As of December 2021, The Stronghold Fund has met its initial capitalization goal of $15 million. Now, Finkel says, the goal is to spend that money down on high-impact projects across the North Pacific. (See areas of support, below.) 

“WSC has always taken a Pan-Pacific view on salmon conservation, and delivering on that is one of our core strengths,” Finkel says. “We’ve shown that we know how to get expertise and resources to the right places and the right partners to keep stronghold rivers whole.” 

Sakhalin salmon fishery (Sakhalin Environment Watch)

As The Stronghold Fund delivers on its promise, WSC is also looking to expand on the success of the fund’s first phase to expand on its long-term conservation efforts in salmon, steelhead, and trout strongholds across the North Pacific, including Bristol Bay, the Skeena and Dean Rivers, and the Russian Far East

We have proof of concept,” Finkel says. “Now we want to build on the model, so that WSC and our partners are able to plan for long-term durability and in order to build the capacity and resources to lock in and protect the gains we’ve made. We must scale up our impact for Pacific salmon.” 

The Stronghold Fund’s areas of support include:

As part of our work with the Bristol Bay Defense Fund, we helped produce the national Stop Pebble Mine campaign, for which we won the International Game Fish Association’s Barry M. Fitzpatrick Conservation Award in 2021. (PC: Erin McKittrick)
  • Long-term commitment to the permanent protection of Bristol Bay, Alaska. The multi-year campaign to block the construction of the Pebble Mine and permanently safeguard Bristol Bay—the most important wild salmon fishery on Earth—has been a cornerstone initiative since the Fund’s inception. 
  • Conservation of the Skeena River in northern British Columbia. WSC is been working with SkeenaWild and First Nation partners on efforts to prohibit a major liquefied natural gas (LNG) development project in the Skeena River estuary, creating rebuilding plans for the Skeena’s threatened wild fish runs, and supporting First Nations land use planning to reduce the impacts of hard-rock mining. 
  • Conservation of the Dean River and central coast of British Columbia.
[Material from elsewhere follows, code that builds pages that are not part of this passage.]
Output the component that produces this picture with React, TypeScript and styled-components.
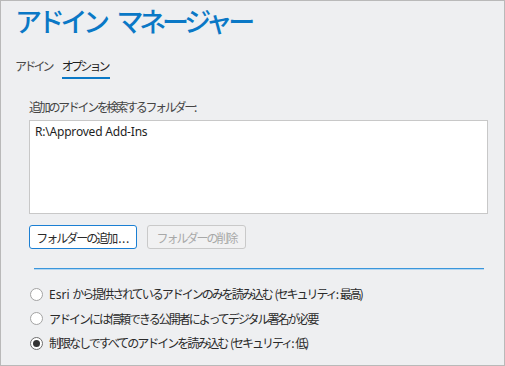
import React from 'react';
import styled, { createGlobalStyle } from 'styled-components';

const Global = createGlobalStyle`
  html, body { margin: 0; padding: 0; background: #eeeff1; }
  body { font-family: "Noto Sans CJK JP", "Noto Sans", sans-serif; color: #2f2f2f; }
`;

const Frame = styled.div`
  width: 505px;
  height: 366px;
  box-sizing: border-box;
  border: 1px solid #b9b9b9;
  background: #eeeff1;
  display: flex;
  flex-direction: column;
  padding-left: 14px;
  overflow: hidden;
`;

const Title = styled.h1`
  margin: 0;
  font-size: 27px;
  line-height: 40px;
  font-weight: 500;
  letter-spacing: -4.3px;
  word-spacing: 9px;
  color: #0a78c6;
  white-space: nowrap;
`;

const Tabs = styled.div`
  display: flex;
  gap: 8px;
  margin-top: 17px;
`;

const Tab = styled.div<{ $active?: boolean }>`
  font-size: 12px;
  line-height: 16px;
  letter-spacing: -2.8px;
  padding-bottom: 3px;
  padding-right: 2px;
  border-bottom: 2px solid ${p => (p.$active ? '#0a78c6' : 'transparent')};
  color: ${p => (p.$active ? '#1e1e1e' : '#4a4a4a')};
`;

const Content = styled.div`
  display: flex;
  flex-direction: column;
  padding-left: 14px;
`;

const Label = styled.div`
  margin-top: 20px;
  font-size: 12px;
  line-height: 16px;
  letter-spacing: -2.3px;
  color: #444;
`;

const FolderList = styled.div`
  margin-top: 5px;
  width: 459px;
  height: 94px;
  box-sizing: border-box;
  border: 1px solid #c8c8c8;
  background: #fff;
  padding: 3px 5px;
`;

const FolderItem = styled.div`
  font-family: "Noto Sans", sans-serif;
  font-size: 12px;
  line-height: 16px;
  letter-spacing: -0.2px;
  color: #1e1e1e;
`;

const ButtonRow = styled.div`
  display: flex;
  gap: 10px;
  margin-top: 11px;
`;

const Button = styled.button<{ $w: number }>`
  width: ${p => p.$w}px;
  height: 24px;
  box-sizing: border-box;
  border-radius: 3px;
  font-family: "Noto Sans CJK JP", sans-serif;
  font-size: 12px;
  letter-spacing: -2px;
  padding: 0;
  border: 1px solid ${p => (p.disabled ? '#c9c9c9' : '#1b7fd3')};
  background: ${p => (p.disabled ? '#f1f1f2' : '#ffffff')};
  color: ${p => (p.disabled ? '#a8a8a8' : '#2a2a2a')};
`;

const Dots = styled.span`
  letter-spacing: 0.5px;
  margin-left: 2px;
`;

const Separator = styled.div`
  margin-top: 19px;
  margin-left: 5px;
  width: 450px;
  height: 1px;
  background: #3a96dc;
  border-bottom: 1px solid #b4d6f0;
`;

const RadioList = styled.div`
  display: flex;
  flex-direction: column;
  margin-top: 12px;
`;

const RadioRow = styled.div`
  display: flex;
  align-items: center;
  height: 24.5px;
  gap: 6px;
  padding-left: 1px;
`;

const Circle = styled.span<{ $checked?: boolean }>`
  width: 13px;
  height: 13px;
  box-sizing: border-box;
  border-radius: 50%;
  border: 1px solid ${p => (p.$checked ? '#6e6e6e' : '#a3a3a3')};
  background: #fff;
  display: flex;
  align-items: center;
  justify-content: center;
  &::after {
    content: '';
    width: 7px;
    height: 7px;
    border-radius: 50%;
    background: ${p => (p.$checked ? '#333' : 'transparent')};
  }
`;

const RadioText = styled.span`
  font-size: 12px;
  line-height: 16px;
  letter-spacing: -2px;
  word-spacing: 2px;
  color: #2a2a2a;
  white-space: nowrap;
`;

const Latin = styled.span`
  letter-spacing: 0;
  font-family: "Noto Sans", sans-serif;
`;

export default function App() {
  return (
    <>
      <Global />
      <Frame>
        <Title>アドイン マネージャー</Title>
        <Tabs>
          <Tab>アドイン</Tab>
          <Tab $active>オプション</Tab>
        </Tabs>
        <Content>
          <Label>追加のアドインを検索するフォルダー:</Label>
          <FolderList>
            <FolderItem>R:\Approved Add-Ins</FolderItem>
          </FolderList>
          <ButtonRow>
            <Button $w={108}>フォルダーの追加<Dots>...</Dots></Button>
            <Button $w={99} disabled>フォルダーの削除</Button>
          </ButtonRow>
          <Separator />
          <RadioList>
            <RadioRow>
              <Circle />
              <RadioText><Latin>Esri</Latin> から提供されているアドインのみを読み込む (セキュリティ: 最高)</RadioText>
            </RadioRow>
            <RadioRow>
              <Circle />
              <RadioText>アドインには信頼できる公開者によってデジタル署名が必要</RadioText>
            </RadioRow>
            <RadioRow>
              <Circle $checked />
              <RadioText>制限なしですべてのアドインを読み込む (セキュリティ: 低)</RadioText>
            </RadioRow>
          </RadioList>
        </Content>
      </Frame>
    </>
  );
}
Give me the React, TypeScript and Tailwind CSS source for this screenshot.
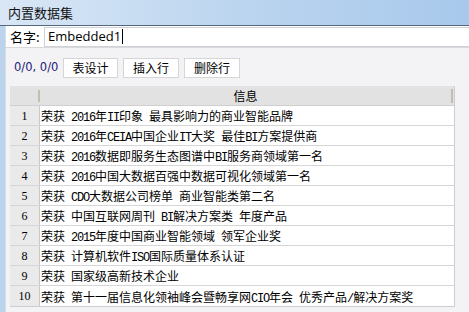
import React from 'react';

const rows: string[] = [
    '荣获 2016年II印象 最具影响力的商业智能品牌',
    '荣获 2016年CEIA中国企业IT大奖 最佳BI方案提供商',
    '荣获 2016数据即服务生态图谱中BI服务商领域第一名',
    '荣获 2016中国大数据百强中数据可视化领域第一名',
    '荣获 CDO大数据公司榜单 商业智能类第二名',
    '荣获 中国互联网周刊 BI解决方案类 年度产品',
    '荣获 2015年度中国商业智能领域 领军企业奖',
    '荣获 计算机软件ISO国际质量体系认证',
    '荣获 国家级高新技术企业',
    '荣获 第十一届信息化领袖峰会暨畅享网CIO年会 优秀产品/解决方案奖',
];

const cjkFont = { fontFamily: '"Noto Sans CJK SC", sans-serif' };
const asciiFont = { fontFamily: '"Liberation Mono", monospace' };

// half-width runs get a 6px-advance mono face, like the bitmap font in the dialog
const MixedText: React.FC<{ text: string }> = ({ text }) => {
    const parts = text.split(/([\x20-\x7e]+)/).filter(Boolean);
    return (
        <span className="whitespace-pre">
            {parts.map((p, i) =>
                /^[\x20-\x7e]+$/.test(p) ? (
                    <span key={i} className="text-[12px] tracking-[-1.2px]" style={asciiFont}>{p}</span>
                ) : (
                    <span key={i} className="text-[12px]" style={cjkFont}>{p}</span>
                )
            )}
        </span>
    );
};

const ToolButton: React.FC<{ label: string; width: string }> = ({ label, width }) => (
    <div
        className={`h-[20px] ${width} bg-white border border-[#d6d6d6] flex items-center justify-center text-[12px] text-black leading-none`}
        style={cjkFont}
    >
        {label}
    </div>
);

const App: React.FC = () => {
    return (
        <div className="w-[469px] h-[312px] overflow-hidden flex flex-col bg-[#f3f3f5]">
            {/* title bar */}
            <div className="h-[26px] shrink-0 bg-gradient-to-r from-[#d9e7f6] via-[#bcd5ef] to-[#a8c9ec] border-b border-[#56677d] flex items-center pl-[8px]">
                <span className="text-[13px] text-[#111] leading-none" style={cjkFont}>内置数据集</span>
            </div>

            <div className="flex flex-1 min-h-0">
                <div className="w-[6px] shrink-0 bg-[#bcd3ee] border-r border-[#d8dde4]" />

                <div className="flex-1 flex flex-col min-w-0">
                    {/* name row */}
                    <div className="h-[22px] shrink-0 bg-white border-b border-[#d9d9d9] flex items-center">
                        <span className="ml-[4px] w-[34px] text-[13px] text-black leading-none" style={cjkFont}>名字:</span>
                        <div className="flex-1 h-[20px] border border-[#cfd2d8] border-r-0 flex items-center pl-[3px]">
                            <span className="text-[13px] text-black leading-none" style={{ fontFamily: '"Open Sans", "Liberation Sans", sans-serif' }}>Embedded1</span>
                            <span className="w-[1px] h-[15px] bg-black ml-[1px]" />
                        </div>
                    </div>

                    {/* toolbar */}
                    <div className="h-[38px] shrink-0 flex items-center pl-[8px] pt-[1px]">
                        <span className="w-[49px] text-[#25207a] leading-none" style={{ fontFamily: '"DejaVu Sans", sans-serif', fontSize: '11.5px' }}>0/0, 0/0</span>
                        <div className="flex gap-[5px]">
                            <ToolButton label="表设计" width="w-[55px]" />
                            <ToolButton label="插入行" width="w-[56px]" />
                            <ToolButton label="删除行" width="w-[56px]" />
                        </div>
                    </div>

                    {/* table */}
                    <div className="ml-[4px] w-[445px] border-r border-b border-[#cdcdcd] bg-white">
                        <div className="h-[20px] flex bg-[#e2e2e2] border-b border-[#cfcfcf]">
                            <div className="w-[30px] flex items-center justify-end">
                                <div className="w-[2px] h-[12px] bg-[#c4bcae]" />
                            </div>
                            <div className="flex-1 flex items-center justify-center text-[12px] text-black" style={cjkFont}>信息</div>
                            <div className="w-[2px] h-[14px] self-center bg-[#c4bcae] mr-[1px]" />
                        </div>
                        {rows.map((text, i) => (
                            <div key={i} className="h-[20px] flex border-b border-[#d6d6d6] last:border-b-0">
                                <div
                                    className="w-[30px] shrink-0 bg-[#eaeaea] border-r border-[#c9c9c9] flex items-center justify-center text-[12px] text-black"
                                    style={{ fontFamily: '"Liberation Serif", serif' }}
                                >
                                    {i + 1}
                                </div>
                                <div className="flex-1 flex items-center pl-[1px] text-black overflow-hidden leading-none">
                                    <MixedText text={text} />
                                </div>
                            </div>
                        ))}
                    </div>
                </div>
            </div>
        </div>
    );
};

export default App;
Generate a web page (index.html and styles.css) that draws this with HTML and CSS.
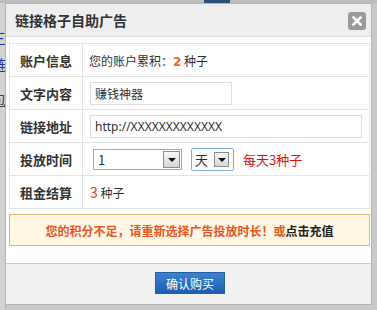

WSC is working with Coastal Rivers Conservancy (a partner organization we helped found in 2019) and First Nations to protect the Dean by collecting baseline genetic data for the region’s fish stocks to reform the commercial fisheries in the region and address bycatch in mixed-stock fisheries. This will protect wild steelhead and other high-priority species  for future generations.  
  • Seed funding for the Oregon Water Program. To maintain cold, clean rivers for the future of fish and freshwater ecosystems, WSC has launched a new initiative focused on limiting new water withdrawals from stronghold rivers, increasing instream flows in key watersheds, and creating a campaign to amplify voices that protect water in Oregon. 
  • Grants to improve Sakhalin Island commercial salmon fisheries management. In the Russian Far East, WSC’s partner Sakhalin Environment Watch is implementing the Wild Salmon Territory sustainability model, which includes independent anti-poaching inspections, abandoning development of fish hatcheries, and commissioning scientific research to establish sustainable harvest rates.
  • Funding to finalize the Oregon Private Forest Accord. Conservation groups (led by WSC) and timber interests agreed to a new deal for a habitat conservation plan on 10 million acres of private forestland in Oregon that will result in improved habitat protection for an estimated 60,000 miles of streams.